Keep Shoppers Engaged: Powering "Similar Items" Carousels on PDPs

Product Detail Pages (PDPs) are critical decision points, but when a featured item isn’t quite right, showing relevant alternatives can keep users engaged and reduce drop-off. Building "Similar Items" recommendations usually involves complex pipelines: structured metadata, collaborative filtering, embeddings, and vector search. This article breaks down the standard approaches and challenges, then shows how Shaped simplifies it all with a single API call that blends content and behavioral signals to deliver high-quality, low-latency similar item recommendations.

Beyond the Main Product: The Power of Alternatives

Product Detail Pages (PDPs) are critical decision points in the e-commerce journey. A user has shown interest in a specific item, but it might not be exactly right – perhaps the color is off, the price is slightly too high, or they simply want to see comparable options before committing. Leaving them at a dead end if the featured product isn't perfect risks losing the sale entirely. This is where "Similar Items" or "More Like This" recommendations become invaluable.

By showcasing relevant alternatives directly on the PDP, businesses can keep users engaged, facilitate product discovery, increase the likelihood of finding the right product, and ultimately boost conversion rates and average order value. Unlike cross-sells or upsells like "Frequently Bought Together", similar item recommendations focus on providing comparable choices to the item currently being viewed. Building the intelligence to accurately identify true similarity, however, involves tackling significant technical hurdles.

The Standard Approach: Engineering Item Similarity

Determining which items are genuinely similar to another involves understanding complex relationships based on product attributes, user behavior, or often both. Building this capability typically requires:

Step 1: Gathering and Preparing Product Data

Rich, accurate product metadata is the foundation but rare in practice. 

  • Identify & Integrate Data Sources: Product catalog data including titles, descriptions, categories, brands, colors, materials, price, images, and any other relevant attributes.
  • Data Cleaning & Structuring: Ensure consistency and accuracy in metadata (e.g., standardizing "Blue" vs "blue").
  • Feature Engineering (for Content-Based): Extract meaningful features from text (keywords, TF-IDF scores and text embeddings) or images (visual embeddings).

The Challenge: Requires clean, comprehensive metadata.
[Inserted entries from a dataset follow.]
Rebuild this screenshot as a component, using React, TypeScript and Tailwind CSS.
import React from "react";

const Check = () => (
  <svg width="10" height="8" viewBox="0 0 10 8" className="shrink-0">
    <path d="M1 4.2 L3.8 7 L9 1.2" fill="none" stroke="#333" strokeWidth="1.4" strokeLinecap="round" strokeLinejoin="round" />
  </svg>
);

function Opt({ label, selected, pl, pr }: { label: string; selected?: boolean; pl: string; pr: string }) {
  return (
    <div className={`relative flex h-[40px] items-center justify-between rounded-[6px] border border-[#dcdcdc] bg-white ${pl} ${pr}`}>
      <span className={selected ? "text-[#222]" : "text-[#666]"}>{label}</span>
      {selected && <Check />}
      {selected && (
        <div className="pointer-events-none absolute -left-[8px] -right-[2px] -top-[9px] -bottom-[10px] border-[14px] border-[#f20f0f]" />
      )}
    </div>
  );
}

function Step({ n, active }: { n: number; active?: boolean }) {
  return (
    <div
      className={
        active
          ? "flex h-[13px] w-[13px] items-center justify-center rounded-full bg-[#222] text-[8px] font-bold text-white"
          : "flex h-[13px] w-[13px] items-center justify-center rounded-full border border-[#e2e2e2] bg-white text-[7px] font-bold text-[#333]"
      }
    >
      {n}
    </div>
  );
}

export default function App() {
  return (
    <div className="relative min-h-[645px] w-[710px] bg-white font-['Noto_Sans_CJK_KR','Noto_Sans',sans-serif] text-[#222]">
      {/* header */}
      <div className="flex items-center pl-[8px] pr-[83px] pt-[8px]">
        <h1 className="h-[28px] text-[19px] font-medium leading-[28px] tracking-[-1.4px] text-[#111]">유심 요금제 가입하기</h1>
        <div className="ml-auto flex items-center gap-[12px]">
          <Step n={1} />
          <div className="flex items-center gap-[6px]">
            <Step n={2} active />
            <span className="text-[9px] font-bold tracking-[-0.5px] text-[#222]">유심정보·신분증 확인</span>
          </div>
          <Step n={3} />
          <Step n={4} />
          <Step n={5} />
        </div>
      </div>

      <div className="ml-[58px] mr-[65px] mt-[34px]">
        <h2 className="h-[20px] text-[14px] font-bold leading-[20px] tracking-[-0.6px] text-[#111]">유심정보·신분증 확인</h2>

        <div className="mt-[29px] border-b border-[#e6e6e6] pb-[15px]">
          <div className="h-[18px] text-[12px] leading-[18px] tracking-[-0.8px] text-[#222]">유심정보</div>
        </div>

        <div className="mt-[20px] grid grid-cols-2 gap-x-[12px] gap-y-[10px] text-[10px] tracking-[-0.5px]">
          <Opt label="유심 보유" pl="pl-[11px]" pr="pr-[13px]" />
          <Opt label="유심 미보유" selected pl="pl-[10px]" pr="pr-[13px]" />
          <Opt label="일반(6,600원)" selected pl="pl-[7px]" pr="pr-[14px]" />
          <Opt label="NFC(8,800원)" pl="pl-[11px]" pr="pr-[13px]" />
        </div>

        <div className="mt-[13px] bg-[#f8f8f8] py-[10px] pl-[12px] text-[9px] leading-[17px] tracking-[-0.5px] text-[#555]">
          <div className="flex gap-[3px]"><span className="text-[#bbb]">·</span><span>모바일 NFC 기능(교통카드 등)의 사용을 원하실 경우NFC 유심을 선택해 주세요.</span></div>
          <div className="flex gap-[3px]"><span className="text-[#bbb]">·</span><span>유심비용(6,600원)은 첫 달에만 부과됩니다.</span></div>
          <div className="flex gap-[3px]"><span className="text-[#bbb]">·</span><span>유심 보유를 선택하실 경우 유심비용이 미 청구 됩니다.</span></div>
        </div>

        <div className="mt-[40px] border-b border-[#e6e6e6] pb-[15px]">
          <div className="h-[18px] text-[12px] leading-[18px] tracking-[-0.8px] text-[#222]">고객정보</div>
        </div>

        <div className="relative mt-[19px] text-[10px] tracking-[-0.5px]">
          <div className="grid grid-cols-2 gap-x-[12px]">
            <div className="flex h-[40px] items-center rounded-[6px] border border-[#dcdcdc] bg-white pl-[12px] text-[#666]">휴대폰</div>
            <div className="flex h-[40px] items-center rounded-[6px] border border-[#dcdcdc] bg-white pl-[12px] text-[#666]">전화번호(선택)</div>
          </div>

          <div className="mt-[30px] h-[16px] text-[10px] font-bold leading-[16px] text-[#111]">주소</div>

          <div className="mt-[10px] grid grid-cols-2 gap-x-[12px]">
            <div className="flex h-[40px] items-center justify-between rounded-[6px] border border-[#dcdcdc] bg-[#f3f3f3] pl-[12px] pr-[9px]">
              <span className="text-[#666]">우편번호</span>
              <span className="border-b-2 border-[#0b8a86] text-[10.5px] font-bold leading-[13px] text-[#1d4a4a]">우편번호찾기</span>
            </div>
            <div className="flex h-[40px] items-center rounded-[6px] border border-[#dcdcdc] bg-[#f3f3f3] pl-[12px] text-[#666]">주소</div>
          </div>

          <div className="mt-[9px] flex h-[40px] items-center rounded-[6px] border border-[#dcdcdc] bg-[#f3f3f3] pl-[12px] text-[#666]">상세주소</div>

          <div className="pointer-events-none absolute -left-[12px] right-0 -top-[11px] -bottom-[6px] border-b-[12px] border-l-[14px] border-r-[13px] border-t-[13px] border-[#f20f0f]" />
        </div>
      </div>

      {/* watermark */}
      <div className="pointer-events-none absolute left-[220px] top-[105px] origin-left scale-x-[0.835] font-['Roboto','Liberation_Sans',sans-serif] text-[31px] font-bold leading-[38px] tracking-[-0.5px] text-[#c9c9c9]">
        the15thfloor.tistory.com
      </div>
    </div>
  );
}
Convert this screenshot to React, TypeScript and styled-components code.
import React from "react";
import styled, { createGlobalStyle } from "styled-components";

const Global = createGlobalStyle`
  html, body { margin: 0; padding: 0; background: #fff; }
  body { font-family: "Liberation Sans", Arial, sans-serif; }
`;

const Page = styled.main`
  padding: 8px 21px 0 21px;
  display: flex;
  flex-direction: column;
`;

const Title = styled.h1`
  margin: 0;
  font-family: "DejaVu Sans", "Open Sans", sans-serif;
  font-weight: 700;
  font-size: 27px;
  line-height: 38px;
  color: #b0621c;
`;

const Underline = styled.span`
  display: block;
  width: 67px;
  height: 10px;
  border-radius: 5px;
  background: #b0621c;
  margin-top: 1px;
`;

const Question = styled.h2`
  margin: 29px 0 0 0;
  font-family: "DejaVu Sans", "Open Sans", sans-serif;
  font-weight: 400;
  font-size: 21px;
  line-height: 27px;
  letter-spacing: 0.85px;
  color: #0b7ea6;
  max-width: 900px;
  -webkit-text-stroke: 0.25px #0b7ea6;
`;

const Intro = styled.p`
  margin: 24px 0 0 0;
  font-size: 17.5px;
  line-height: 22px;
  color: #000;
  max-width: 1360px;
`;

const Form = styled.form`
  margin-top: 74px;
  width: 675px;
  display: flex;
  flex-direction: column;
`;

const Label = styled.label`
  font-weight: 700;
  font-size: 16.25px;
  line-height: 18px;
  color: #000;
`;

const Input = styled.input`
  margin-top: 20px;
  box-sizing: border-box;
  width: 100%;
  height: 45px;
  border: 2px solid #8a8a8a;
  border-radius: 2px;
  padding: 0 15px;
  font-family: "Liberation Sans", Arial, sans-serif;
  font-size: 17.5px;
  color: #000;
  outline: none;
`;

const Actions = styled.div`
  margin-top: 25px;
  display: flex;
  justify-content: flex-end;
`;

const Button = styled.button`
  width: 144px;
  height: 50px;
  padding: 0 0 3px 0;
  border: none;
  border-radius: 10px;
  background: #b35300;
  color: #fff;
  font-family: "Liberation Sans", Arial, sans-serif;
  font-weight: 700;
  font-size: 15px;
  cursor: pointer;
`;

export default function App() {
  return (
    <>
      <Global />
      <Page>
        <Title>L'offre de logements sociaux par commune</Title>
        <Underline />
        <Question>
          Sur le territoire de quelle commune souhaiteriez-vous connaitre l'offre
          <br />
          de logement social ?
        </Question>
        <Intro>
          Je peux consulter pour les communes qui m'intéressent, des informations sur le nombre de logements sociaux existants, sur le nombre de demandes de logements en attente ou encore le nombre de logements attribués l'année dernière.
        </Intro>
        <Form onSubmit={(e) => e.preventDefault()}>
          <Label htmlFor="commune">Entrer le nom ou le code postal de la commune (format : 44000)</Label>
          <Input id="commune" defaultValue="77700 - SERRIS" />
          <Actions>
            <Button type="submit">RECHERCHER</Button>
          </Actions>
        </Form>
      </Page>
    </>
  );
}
Feature engineering for text/images demands specialized machine-learning and data science skills.

Step 2: Modeling Similarity (Content-Based)

This approach defines similarity based on the items' inherent characteristics.

  • Algorithm Selection:
    • Simple: Basic attribute matching (e.g., same category and brand). Often too crude.
    • Advanced: Calculate similarity based on text descriptions (e.g., cosine similarity on TF-IDF or sentence-transformer embeddings) or image features (e.g., similarity between image embeddings generated by CNNs).
  • Model Training & Infrastructure: Requires ML frameworks, potentially significant compute for training embedding models, and often vector databases (like Pinecone, Weaviate, Turbopuffer, LanceDB) for efficient similarity lookups.

The Challenge: Requires deep ML expertise, complex model training pipelines, and specialized infrastructure (vector databases) for scalable lookups. Defining "similarity" based purely on content can miss nuances captured by user behavior.

Step 3: Modeling Similarity (Collaborative Filtering)

This approach defines similarity based on how users interact with items.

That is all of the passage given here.